--- Start DATA SUPPLIED ---

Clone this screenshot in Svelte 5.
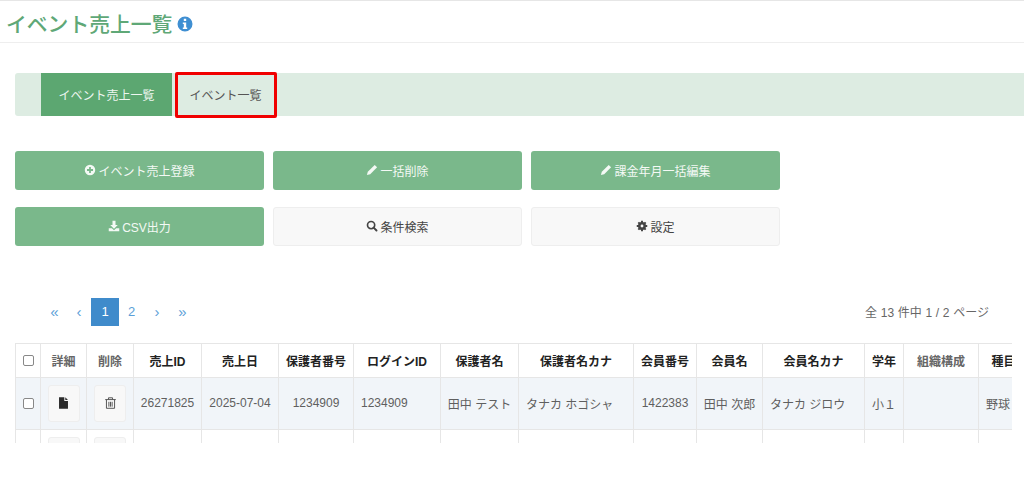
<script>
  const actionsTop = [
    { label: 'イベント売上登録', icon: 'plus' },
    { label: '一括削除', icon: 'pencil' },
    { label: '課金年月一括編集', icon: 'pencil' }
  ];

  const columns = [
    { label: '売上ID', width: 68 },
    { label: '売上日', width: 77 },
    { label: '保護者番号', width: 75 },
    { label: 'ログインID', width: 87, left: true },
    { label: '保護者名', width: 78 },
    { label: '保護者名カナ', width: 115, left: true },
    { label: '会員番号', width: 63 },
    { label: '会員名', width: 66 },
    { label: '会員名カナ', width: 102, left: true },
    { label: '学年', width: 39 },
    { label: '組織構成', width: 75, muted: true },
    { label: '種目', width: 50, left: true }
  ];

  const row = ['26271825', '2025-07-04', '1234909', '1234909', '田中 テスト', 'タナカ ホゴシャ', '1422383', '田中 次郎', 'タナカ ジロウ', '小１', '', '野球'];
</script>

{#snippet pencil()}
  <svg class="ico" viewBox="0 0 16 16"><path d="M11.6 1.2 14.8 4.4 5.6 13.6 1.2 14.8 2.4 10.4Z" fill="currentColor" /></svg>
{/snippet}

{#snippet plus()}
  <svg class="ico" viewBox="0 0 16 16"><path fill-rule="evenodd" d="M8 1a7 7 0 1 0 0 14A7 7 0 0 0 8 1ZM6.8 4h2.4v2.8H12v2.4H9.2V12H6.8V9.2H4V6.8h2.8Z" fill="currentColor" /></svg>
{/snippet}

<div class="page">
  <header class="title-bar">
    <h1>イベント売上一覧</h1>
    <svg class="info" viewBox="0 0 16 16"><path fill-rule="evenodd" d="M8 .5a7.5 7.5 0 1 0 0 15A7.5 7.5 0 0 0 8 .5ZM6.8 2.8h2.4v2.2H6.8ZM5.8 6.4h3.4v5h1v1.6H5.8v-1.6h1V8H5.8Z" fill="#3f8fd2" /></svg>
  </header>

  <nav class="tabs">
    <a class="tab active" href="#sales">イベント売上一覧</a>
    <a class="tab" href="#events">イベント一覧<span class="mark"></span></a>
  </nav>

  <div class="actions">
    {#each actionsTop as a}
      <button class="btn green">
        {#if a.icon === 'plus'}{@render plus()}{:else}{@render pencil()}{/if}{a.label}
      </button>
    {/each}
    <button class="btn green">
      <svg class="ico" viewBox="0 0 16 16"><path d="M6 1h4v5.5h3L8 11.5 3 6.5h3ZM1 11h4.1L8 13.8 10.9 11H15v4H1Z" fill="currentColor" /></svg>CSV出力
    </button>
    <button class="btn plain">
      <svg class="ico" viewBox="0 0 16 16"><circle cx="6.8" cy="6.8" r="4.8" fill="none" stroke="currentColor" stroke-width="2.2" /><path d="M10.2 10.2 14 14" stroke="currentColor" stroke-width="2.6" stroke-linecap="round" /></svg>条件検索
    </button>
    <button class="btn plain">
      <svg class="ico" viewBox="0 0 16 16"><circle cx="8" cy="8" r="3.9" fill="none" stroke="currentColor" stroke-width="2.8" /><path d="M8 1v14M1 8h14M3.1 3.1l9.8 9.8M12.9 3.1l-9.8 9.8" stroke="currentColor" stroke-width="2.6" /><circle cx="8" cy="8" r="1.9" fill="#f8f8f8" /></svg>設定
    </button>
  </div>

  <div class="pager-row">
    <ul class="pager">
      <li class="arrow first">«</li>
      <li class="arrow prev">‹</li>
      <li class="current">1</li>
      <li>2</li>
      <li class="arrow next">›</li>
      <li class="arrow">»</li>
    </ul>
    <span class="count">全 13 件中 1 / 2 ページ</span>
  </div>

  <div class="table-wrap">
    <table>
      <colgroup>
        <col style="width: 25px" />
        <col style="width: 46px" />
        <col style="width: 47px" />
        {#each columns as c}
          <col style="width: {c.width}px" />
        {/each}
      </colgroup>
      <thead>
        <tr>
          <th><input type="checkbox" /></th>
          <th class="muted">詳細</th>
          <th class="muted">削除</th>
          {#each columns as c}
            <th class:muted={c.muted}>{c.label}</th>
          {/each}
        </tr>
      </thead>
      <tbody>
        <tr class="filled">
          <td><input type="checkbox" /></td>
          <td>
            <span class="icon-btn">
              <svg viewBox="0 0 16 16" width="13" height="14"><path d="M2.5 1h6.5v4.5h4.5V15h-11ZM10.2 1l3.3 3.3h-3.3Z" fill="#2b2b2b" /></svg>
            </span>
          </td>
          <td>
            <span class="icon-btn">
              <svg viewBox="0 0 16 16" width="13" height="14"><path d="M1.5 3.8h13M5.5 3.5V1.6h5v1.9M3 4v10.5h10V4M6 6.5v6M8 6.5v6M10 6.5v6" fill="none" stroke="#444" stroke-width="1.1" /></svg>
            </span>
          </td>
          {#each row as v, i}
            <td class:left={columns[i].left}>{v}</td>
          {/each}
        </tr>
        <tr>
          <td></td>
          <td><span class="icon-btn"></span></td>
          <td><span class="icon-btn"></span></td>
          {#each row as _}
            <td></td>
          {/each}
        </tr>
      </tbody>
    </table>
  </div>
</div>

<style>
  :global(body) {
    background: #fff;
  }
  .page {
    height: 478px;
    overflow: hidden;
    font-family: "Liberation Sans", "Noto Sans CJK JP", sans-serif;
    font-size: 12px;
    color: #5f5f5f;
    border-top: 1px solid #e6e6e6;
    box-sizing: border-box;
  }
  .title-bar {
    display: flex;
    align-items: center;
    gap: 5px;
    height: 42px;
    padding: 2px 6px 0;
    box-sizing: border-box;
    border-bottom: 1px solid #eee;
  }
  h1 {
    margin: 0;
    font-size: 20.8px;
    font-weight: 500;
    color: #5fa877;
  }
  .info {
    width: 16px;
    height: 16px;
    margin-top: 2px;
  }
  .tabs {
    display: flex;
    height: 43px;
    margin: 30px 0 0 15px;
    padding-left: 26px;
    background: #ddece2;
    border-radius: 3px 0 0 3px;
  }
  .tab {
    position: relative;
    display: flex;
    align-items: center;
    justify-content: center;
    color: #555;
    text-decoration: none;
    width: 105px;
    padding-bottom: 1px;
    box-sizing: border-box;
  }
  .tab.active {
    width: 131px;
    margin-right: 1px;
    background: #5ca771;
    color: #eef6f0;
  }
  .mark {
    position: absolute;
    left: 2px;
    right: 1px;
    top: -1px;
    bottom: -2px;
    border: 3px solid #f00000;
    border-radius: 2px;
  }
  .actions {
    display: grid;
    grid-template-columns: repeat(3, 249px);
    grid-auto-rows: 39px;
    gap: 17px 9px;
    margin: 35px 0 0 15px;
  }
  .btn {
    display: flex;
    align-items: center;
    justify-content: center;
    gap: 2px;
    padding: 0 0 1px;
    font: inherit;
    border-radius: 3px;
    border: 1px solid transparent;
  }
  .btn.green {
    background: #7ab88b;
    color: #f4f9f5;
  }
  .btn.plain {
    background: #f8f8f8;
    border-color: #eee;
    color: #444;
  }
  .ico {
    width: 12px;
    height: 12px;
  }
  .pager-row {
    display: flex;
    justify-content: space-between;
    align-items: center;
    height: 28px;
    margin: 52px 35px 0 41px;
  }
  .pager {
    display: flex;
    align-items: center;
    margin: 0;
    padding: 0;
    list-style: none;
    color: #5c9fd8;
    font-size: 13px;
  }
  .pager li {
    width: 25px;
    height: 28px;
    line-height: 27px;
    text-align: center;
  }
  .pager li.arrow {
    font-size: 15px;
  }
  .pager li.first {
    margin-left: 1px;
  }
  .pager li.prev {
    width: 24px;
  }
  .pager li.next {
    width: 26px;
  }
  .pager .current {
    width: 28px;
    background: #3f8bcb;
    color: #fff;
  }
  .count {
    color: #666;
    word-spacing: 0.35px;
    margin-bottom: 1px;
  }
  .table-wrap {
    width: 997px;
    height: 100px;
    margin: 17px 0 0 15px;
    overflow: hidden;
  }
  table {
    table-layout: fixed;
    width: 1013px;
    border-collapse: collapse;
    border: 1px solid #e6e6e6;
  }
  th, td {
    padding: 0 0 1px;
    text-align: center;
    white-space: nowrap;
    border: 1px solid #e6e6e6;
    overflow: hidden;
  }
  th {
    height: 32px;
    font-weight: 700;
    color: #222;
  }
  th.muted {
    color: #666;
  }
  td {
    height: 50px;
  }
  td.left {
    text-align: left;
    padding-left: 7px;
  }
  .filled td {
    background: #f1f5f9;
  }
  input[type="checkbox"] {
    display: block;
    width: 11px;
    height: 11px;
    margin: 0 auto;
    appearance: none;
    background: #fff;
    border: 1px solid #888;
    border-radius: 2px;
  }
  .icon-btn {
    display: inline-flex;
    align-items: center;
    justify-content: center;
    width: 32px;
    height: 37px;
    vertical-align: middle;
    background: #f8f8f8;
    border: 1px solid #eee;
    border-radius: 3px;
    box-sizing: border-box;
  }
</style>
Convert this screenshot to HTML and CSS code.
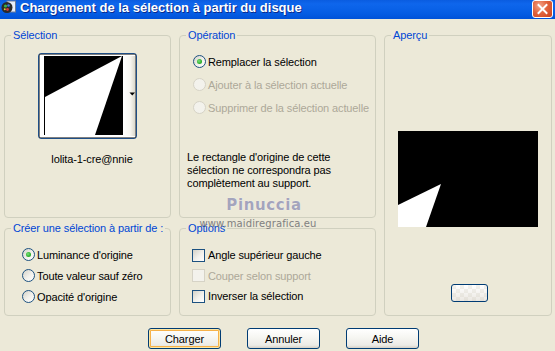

--- End DATA SUPPLIED ---

**CHALLENGE:** Among the records above, find each line holding the string "this" and pull it out.

**CORRECT OUTPUT:**
Clone this screenshot in Svelte 5.
Convert this screenshot to HTML and CSS code.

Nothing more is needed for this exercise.